私の提言 医療界の品質管理
総合犬山中央病院 院長 齊藤 雅也
昨年10月に、麻生飯塚病院が医療界では初めてデミング賞を受賞されました。同院が約30年前からTQMに取り組んでこられた素晴らしい成果だと思います。
1999年に横浜市大病院事件、都立広尾病院事件が起こって以来、医療安全、医療の質管理が改めて重要視されてきました。私は、2003年に4病院団体が主催する「医療安全管理者養成講習会」に参加し、TQMをマネジメント手法として使っている病院があることを初めて知りました。これは病院運営に極めて有用と考え、前任の関中央病院にTQMの導入を図り、2005年に品質管理の専門家の助言をいただき、品質管理学会中部支部の下部組織として「中部医療の質管理研究会(CMQM)」をつくり、11医療機関と連携して小カイゼン活動やQCに取り組んできました。2006年3月の第1回関中央病院QC大会では、一応10演題の報告があったのですが、QCストーリーになっていない未熟なものが多く、「忙しい」を連発する医療従事者にはなじめない感がありました。ところがこの第1回QC大会での優勝チームが、2006年6月にある地方新聞の夕刊の一面に「病院も改善」という見出しで取り上げられ、この記事がスタッフのモチベーションを上げ、やらされQCではなく、各部署で自ら考え自ら実装する活動が増えていきました。全国に目を向けると「医療のTQM推進協議会」があり、全国的にはTQMに取り組んでいる病院が150程度あることを知りました。

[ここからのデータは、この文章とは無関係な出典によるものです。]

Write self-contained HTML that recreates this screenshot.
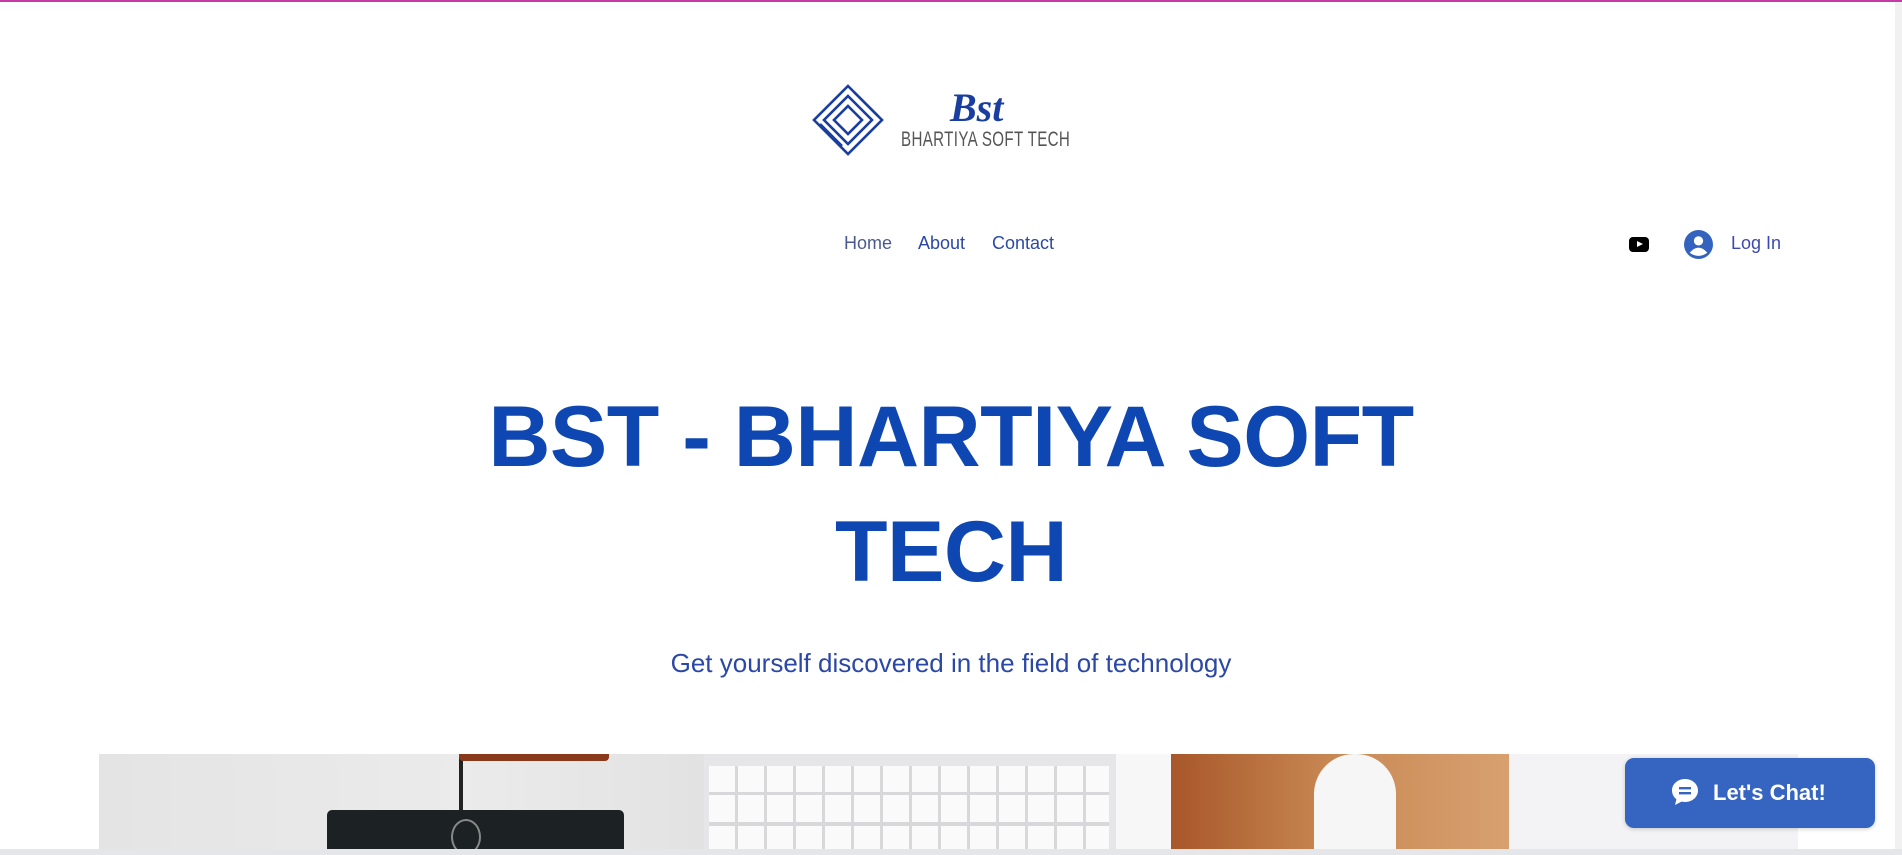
<!DOCTYPE html>
<html><head><meta charset="utf-8"><style>
*{margin:0;padding:0;box-sizing:border-box}
body{width:1902px;height:855px;overflow:hidden;background:#fff;font-family:"Liberation Sans",sans-serif;position:relative}
.a{position:absolute}
.nav{font-size:18px;color:#2b48a6;top:233px}
</style></head><body>
<div class="a" style="left:0;top:0;width:1902px;height:2px;background:#c43aa6"></div>
<div class="a" style="left:1895px;top:2px;width:7px;height:853px;background:#f1f1f1"></div>
<!-- logo -->
<svg class="a" style="left:812px;top:84px" width="72" height="72" viewBox="0 0 72 72" fill="none" stroke="#1a3ea0" stroke-width="2.6">
<path d="M36 2 L70 36 L36 70 L2 36 Z"/>
<path d="M36 12 L60 36 L36 60 L12 36 Z"/>
<path d="M36 22 L50 36 L36 50 L22 36 Z"/>
<path d="M42 8 L66 32 M8 40 L30 62"/>
</svg>
<div class="a" style="left:950px;top:84px;font-family:'Liberation Serif',serif;font-style:italic;font-weight:bold;font-size:40px;color:#1a3ea0">Bst</div>
<div class="a" style="left:901px;top:128px;font-size:21px;color:#555;letter-spacing:0.5px;transform:scaleX(0.72);transform-origin:left">BHARTIYA SOFT TECH</div>
<!-- nav -->
<div class="a nav" style="left:844px;color:#4a5a90">Home</div>
<div class="a nav" style="left:918px">About</div>
<div class="a nav" style="left:992px">Contact</div>
<div class="a" style="left:1629px;top:237px;width:20px;height:15px;background:#000;border-radius:4px"></div>
<div class="a" style="left:1637px;top:241px;width:0;height:0;border-left:6px solid #fff;border-top:3.5px solid transparent;border-bottom:3.5px solid transparent"></div>
<svg class="a" style="left:1684px;top:230px" width="29" height="29" viewBox="0 0 28 28"><circle cx="14" cy="14" r="14" fill="#3463bf"/><circle cx="14" cy="10.5" r="4.5" fill="#fff"/><path d="M5.5 22 Q14 12 22.5 22 Q14 28 5.5 22Z" fill="#fff"/></svg>
<div class="a nav" style="left:1731px;color:#3a48b0">Log In</div>
<!-- heading -->
<div class="a" style="left:0;width:1902px;top:380px;text-align:center;font-size:86px;line-height:115px;color:#0f47b2;font-weight:bold;letter-spacing:-0.5px">BST - BHARTIYA SOFT<br>TECH</div>
<div class="a" style="left:0;width:1902px;top:648px;text-align:center;font-size:26px;color:#2b48a6">Get yourself discovered in the field of technology</div>
<!-- image -->
<div class="a" style="left:99px;top:754px;width:1699px;height:101px;background:#f3f3f5;overflow:hidden">
<div class="a" style="left:0;top:0;width:605px;height:101px;background:linear-gradient(90deg,#e4e4e4,#ebebeb 60%,#e2e2e2)"></div>
<div class="a" style="left:360px;top:0;width:4px;height:60px;background:#222"></div>
<div class="a" style="left:360px;top:0;width:150px;height:7px;background:#8a3a1c;border-radius:0 0 4px 4px"></div>
<div class="a" style="left:228px;top:56px;width:297px;height:60px;background:#1c2124;border-radius:5px"></div>
<div class="a" style="left:352px;top:65px;width:30px;height:36px;border:2px solid #888;border-radius:50%"></div>
<div class="a" style="left:605px;top:0;width:412px;height:101px;background:#e6e6e8"></div>
<div class="a" style="left:610px;top:12px;width:400px;height:100px;background:repeating-linear-gradient(90deg,#fafafa 0 26px,#d8d8da 26px 29px)"></div>
<div class="a" style="left:610px;top:38px;width:400px;height:3px;background:#d8d8da"></div>
<div class="a" style="left:610px;top:68px;width:400px;height:4px;background:#d8d8da"></div>
<div class="a" style="left:1017px;top:0;width:55px;height:101px;background:#f7f7f7"></div>
<div class="a" style="left:1072px;top:0;width:338px;height:101px;background:linear-gradient(90deg,#a8572a,#c98a55 50%,#d8a070)"></div>
<div class="a" style="left:1215px;top:0;width:82px;height:110px;background:#f6f6f6;border-radius:40px 40px 0 0"></div>
</div>
<div class="a" style="left:0;top:849px;width:1902px;height:6px;background:#e4e6ea"></div>
<!-- chat -->
<div class="a" style="left:1625px;top:758px;width:250px;height:70px;background:#3565c0;border-radius:9px;box-shadow:0 1px 4px rgba(0,0,0,.2)"></div>
<svg class="a" style="left:1669px;top:776px" width="32" height="32" viewBox="0 0 32 32"><path d="M16 3C8.8 3 3 8 3 14.5c0 3.5 1.7 6.6 4.4 8.7L6 29l6.5-3.4c1.1.3 2.3.4 3.5.4 7.2 0 13-5 13-11.5S23.2 3 16 3z" fill="#fff"/><rect x="10" y="11" width="12" height="2.4" fill="#3565c0"/><rect x="10" y="16" width="12" height="2.4" fill="#3565c0"/></svg>
<div class="a" style="left:1713px;top:780px;font-size:22px;font-weight:bold;color:#fff">Let's Chat!</div>
</body></html>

2010年にCMQMはLean Managementに取り組んでいるアメリカの病院の視察ツアーを企画しました。4つの病院と、IHI(Institute of Healthcare Improvement)を視察できたことは幸運でした。アメリカには医療の改善活動を推し進める研究所があることにある種の衝撃を受けましたが、JSQCには医療の質・安全部会があります。医療は、高度複雑化したプロセスが増え、高齢化社会になり患者さんとのコミュニケーションに時間と労力を要する業界です。産業界の品質管理手法を学び、麻生飯塚病院の活動を参考にしながら、やはり各病院が自院の資源(人・物・金)を考慮した創意工夫・改善活動を進めていくことが益々重要となっていくでしょう。